More to the point, with Russia moving to consolidate its Eurasian Union as a balance to the EU, keeping Ukraine within its orbit and reducing reliance on the EU is part of Putin’s longer game. That this might well result in a new iteration of the Cold War would simply be testament to Putin’s vision of Russia’s return to international greatness.

In turn this plays into the hands of the Kremlin’s hardliners, who have long been in favour of a split with the West. Instead, they are seeking to strengthen ties with an increasingly powerful China. Some even want a deliberately confrontational relationship with the West, by way of reasserting Russia’s status as a power worthy of the world’s attention.

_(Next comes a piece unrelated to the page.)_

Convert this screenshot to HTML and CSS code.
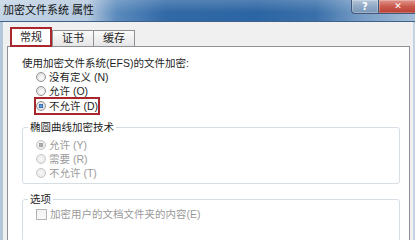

US Secretary of State John Kerry says he still hopes for a compromise arrangement with President Putin, in a bid to resolve the Ukraine crisis. The difficulty with this is that increasingly there is no mood in Moscow for a deal. In any case, as Russians will tell you, in Russian there is no equivalent for the English word ‘compromise’.

If this leaves what English speakers might regard as a gap in how Russians thereby understand the world, they might take even less comfort from the fact that, in Russian, there are seven different words for ‘enemy’.